Within the records that follow, find every line containing the string "Tailwind". Copy those lines.
--- Available data ---
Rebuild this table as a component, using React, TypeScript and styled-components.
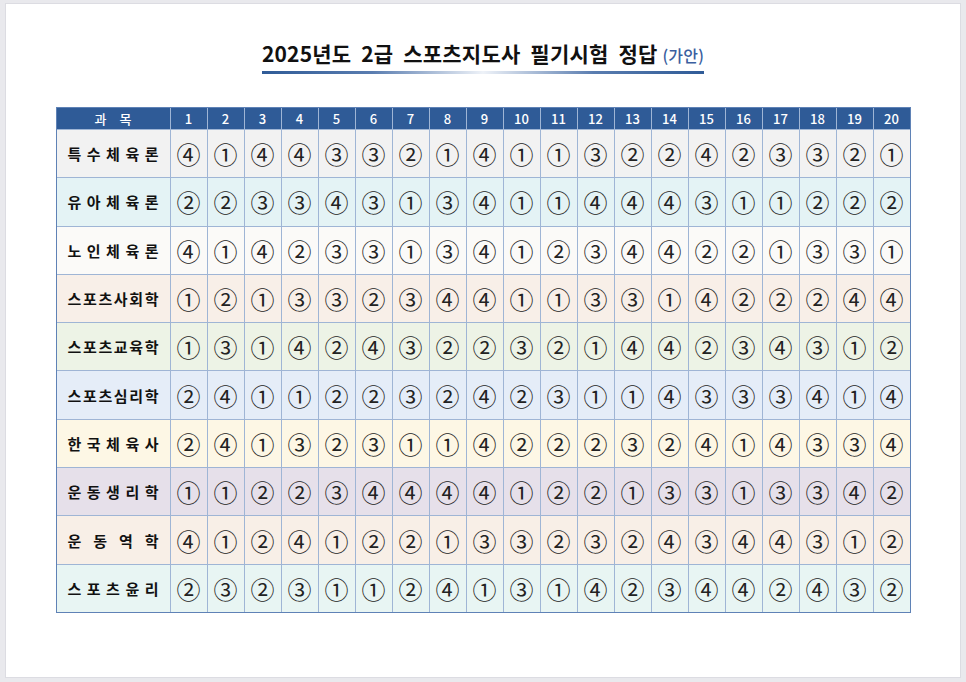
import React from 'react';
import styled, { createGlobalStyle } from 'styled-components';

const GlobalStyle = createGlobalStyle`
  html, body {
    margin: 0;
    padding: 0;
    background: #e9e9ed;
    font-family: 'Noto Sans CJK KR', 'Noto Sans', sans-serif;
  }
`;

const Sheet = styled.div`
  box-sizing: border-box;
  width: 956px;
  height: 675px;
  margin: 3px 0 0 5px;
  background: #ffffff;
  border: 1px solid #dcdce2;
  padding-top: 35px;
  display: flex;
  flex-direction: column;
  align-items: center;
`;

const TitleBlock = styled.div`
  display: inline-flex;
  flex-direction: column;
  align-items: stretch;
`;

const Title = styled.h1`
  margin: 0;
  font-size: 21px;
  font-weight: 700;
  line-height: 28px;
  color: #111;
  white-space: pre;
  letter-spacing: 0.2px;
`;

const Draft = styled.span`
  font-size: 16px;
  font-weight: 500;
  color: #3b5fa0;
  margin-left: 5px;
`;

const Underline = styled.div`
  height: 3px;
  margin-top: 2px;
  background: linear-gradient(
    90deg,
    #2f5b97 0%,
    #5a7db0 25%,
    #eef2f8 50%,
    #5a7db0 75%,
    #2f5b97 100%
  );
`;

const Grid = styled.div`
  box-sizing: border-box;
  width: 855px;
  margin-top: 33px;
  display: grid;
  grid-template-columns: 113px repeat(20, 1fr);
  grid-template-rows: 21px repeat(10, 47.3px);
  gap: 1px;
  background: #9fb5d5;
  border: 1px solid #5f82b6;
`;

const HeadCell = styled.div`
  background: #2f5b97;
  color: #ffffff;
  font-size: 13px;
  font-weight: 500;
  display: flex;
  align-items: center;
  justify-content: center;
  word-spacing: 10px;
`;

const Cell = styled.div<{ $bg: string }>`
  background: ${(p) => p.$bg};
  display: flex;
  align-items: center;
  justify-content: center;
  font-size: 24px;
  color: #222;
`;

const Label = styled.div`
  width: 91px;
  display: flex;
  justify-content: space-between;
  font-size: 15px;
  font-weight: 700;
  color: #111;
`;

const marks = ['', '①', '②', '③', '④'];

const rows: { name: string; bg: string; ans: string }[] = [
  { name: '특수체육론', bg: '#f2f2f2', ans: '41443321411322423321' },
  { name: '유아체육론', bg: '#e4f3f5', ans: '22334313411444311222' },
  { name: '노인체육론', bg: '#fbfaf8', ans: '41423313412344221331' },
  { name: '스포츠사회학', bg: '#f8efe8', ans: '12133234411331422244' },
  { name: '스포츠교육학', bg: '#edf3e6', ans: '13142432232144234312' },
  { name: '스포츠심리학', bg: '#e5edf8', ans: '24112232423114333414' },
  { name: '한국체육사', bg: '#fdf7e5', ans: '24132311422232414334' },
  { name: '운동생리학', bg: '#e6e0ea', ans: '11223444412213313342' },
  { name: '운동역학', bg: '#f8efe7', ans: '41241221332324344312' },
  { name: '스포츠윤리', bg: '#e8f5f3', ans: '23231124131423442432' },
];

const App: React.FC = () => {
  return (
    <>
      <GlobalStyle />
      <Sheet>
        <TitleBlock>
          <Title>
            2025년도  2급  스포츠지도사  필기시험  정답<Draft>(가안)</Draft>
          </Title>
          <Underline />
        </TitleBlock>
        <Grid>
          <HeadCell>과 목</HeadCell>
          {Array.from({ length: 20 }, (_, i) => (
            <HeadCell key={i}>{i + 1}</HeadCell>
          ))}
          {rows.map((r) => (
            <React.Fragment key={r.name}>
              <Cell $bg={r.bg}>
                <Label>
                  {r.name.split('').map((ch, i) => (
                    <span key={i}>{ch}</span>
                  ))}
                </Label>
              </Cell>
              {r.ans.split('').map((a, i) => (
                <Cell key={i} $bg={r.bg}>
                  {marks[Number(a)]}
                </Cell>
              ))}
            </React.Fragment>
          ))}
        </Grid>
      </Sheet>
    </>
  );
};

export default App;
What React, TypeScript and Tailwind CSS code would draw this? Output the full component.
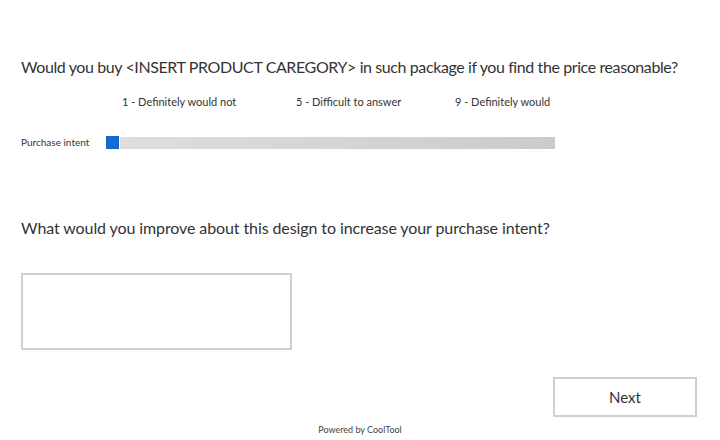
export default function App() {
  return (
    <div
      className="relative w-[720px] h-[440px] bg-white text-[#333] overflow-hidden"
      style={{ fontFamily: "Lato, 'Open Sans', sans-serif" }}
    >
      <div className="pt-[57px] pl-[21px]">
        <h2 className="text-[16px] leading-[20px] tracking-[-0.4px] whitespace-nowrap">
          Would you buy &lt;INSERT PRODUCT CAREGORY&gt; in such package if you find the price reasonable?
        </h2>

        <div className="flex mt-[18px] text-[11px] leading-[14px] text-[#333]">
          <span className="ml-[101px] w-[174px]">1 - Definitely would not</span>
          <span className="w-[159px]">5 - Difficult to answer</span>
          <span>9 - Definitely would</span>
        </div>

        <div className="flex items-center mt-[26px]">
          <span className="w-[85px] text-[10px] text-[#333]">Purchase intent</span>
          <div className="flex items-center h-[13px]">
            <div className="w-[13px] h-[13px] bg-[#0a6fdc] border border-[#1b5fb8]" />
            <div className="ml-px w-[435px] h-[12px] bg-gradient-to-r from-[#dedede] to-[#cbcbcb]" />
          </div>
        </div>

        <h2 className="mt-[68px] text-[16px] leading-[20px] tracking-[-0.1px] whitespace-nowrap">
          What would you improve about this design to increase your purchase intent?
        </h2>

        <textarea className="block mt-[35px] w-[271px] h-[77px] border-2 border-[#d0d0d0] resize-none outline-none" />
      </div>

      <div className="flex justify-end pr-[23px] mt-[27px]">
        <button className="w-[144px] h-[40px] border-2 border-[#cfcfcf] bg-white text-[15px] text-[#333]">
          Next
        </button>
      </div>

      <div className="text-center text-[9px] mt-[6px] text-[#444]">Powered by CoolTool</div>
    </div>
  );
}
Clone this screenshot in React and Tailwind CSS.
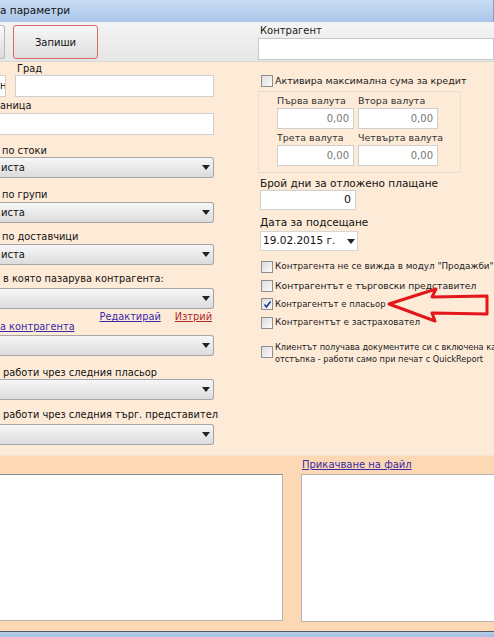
---
* Output for this task
What React, TypeScript and Tailwind CSS code would draw this? Output the full component.
Clone this screenshot in React and Tailwind CSS.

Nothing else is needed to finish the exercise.